[Data lines]
----

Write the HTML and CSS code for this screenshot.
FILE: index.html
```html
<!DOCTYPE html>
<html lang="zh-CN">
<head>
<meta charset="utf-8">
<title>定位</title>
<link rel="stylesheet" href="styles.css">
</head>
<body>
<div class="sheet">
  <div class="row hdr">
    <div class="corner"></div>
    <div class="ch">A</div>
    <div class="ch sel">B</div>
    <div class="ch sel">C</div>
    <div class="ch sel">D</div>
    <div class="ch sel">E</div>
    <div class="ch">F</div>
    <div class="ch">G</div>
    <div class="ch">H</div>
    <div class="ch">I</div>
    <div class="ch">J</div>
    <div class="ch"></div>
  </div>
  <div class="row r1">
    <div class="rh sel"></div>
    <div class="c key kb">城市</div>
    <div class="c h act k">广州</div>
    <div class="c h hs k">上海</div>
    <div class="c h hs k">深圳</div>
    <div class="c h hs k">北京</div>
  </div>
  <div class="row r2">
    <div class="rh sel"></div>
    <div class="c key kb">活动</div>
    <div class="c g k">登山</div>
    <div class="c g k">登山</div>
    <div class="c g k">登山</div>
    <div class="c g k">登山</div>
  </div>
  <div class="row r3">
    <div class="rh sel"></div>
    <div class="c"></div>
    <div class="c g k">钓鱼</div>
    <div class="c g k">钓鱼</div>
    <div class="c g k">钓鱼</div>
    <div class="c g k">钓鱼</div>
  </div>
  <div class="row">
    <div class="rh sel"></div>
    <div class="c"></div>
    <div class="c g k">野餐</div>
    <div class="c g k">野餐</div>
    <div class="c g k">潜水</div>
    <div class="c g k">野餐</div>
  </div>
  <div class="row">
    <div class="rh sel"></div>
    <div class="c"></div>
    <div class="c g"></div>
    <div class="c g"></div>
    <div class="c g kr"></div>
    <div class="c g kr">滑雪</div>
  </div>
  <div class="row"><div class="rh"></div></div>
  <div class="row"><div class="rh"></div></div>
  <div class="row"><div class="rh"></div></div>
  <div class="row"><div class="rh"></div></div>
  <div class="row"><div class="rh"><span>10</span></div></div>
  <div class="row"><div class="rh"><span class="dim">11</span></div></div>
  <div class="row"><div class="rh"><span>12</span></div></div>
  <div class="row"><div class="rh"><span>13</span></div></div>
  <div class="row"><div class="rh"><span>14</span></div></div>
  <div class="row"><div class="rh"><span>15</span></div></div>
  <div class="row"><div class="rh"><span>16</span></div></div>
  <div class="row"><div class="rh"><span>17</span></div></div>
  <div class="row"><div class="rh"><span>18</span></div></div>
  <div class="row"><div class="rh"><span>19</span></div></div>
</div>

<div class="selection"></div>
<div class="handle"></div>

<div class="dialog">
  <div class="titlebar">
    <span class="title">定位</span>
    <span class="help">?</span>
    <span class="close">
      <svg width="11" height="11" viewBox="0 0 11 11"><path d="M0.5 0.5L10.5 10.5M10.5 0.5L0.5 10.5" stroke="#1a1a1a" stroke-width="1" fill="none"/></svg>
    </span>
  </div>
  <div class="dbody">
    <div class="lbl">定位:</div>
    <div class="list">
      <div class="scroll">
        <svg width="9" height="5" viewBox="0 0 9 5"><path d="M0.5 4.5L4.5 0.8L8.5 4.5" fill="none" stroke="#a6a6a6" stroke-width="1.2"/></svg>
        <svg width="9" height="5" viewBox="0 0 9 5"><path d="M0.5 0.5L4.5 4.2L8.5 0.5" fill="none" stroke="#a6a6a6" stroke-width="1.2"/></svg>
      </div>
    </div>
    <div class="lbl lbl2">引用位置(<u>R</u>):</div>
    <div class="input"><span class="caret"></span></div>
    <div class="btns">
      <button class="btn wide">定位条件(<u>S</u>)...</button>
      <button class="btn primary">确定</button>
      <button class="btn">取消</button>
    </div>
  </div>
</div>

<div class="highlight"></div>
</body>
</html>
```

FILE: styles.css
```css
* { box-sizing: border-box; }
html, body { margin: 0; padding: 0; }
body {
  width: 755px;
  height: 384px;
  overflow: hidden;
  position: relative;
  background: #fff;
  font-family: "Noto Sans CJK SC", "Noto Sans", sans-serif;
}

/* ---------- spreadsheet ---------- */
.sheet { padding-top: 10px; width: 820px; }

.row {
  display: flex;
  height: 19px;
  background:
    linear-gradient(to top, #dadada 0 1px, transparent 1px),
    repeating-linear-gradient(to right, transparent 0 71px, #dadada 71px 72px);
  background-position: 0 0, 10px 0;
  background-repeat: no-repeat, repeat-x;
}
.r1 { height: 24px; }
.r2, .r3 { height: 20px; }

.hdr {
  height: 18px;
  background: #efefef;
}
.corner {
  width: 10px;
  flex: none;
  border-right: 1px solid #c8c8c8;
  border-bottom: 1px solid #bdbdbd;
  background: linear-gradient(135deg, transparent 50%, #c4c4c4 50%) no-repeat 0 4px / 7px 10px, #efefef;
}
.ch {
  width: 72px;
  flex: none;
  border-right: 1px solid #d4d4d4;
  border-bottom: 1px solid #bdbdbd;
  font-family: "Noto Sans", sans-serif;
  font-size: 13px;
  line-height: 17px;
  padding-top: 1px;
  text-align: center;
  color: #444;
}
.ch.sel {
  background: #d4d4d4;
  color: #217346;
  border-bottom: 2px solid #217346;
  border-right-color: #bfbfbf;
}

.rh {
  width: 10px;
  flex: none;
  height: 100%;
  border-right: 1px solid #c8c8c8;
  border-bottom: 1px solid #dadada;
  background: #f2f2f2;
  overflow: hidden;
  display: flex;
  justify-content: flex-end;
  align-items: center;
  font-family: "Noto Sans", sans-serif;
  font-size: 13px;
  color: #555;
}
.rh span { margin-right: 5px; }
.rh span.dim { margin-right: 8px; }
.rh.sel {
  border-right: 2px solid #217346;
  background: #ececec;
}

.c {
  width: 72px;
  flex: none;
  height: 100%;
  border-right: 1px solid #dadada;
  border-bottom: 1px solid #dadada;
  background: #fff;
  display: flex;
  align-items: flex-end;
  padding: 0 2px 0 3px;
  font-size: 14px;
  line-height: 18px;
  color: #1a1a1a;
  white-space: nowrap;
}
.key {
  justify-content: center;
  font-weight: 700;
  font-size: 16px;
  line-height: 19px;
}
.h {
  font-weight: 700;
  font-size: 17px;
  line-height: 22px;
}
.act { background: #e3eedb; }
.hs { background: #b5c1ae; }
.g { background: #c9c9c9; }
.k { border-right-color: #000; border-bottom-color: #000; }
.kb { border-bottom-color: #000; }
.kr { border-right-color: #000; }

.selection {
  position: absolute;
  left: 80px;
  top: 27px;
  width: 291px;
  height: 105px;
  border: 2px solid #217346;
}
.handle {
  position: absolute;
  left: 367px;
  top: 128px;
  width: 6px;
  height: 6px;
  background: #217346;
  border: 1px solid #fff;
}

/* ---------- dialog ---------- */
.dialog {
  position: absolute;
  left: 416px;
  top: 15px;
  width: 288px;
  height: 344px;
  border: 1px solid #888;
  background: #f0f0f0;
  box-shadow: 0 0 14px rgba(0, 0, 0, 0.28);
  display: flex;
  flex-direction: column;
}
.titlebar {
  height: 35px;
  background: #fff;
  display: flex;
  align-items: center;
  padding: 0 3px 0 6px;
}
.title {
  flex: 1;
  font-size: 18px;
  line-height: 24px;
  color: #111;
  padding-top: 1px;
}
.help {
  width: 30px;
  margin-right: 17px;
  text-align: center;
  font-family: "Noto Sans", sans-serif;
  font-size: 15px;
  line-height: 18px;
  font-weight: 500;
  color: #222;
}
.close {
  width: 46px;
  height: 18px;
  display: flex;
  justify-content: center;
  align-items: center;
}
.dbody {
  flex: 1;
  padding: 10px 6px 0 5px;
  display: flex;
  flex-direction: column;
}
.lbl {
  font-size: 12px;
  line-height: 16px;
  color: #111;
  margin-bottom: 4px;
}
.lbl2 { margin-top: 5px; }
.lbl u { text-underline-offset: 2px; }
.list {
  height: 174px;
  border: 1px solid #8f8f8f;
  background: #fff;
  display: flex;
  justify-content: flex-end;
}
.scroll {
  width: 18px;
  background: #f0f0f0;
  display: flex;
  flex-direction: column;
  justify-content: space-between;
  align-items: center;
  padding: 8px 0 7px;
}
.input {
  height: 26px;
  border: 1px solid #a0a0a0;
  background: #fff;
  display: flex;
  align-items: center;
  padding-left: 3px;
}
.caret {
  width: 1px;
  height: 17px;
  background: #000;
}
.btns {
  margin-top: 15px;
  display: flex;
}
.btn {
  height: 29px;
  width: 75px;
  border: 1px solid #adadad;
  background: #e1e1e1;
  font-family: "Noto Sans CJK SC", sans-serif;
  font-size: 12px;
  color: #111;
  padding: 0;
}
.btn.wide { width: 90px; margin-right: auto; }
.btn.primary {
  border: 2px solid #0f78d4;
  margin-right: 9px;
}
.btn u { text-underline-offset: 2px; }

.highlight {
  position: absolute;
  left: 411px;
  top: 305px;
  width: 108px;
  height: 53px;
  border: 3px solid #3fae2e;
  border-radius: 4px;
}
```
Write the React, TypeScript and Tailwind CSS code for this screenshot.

----

Show all lines in the entries above where the string "Write" appears.

[Written answer]
Write the HTML and CSS code for this screenshot.
Write the React, TypeScript and Tailwind CSS code for this screenshot.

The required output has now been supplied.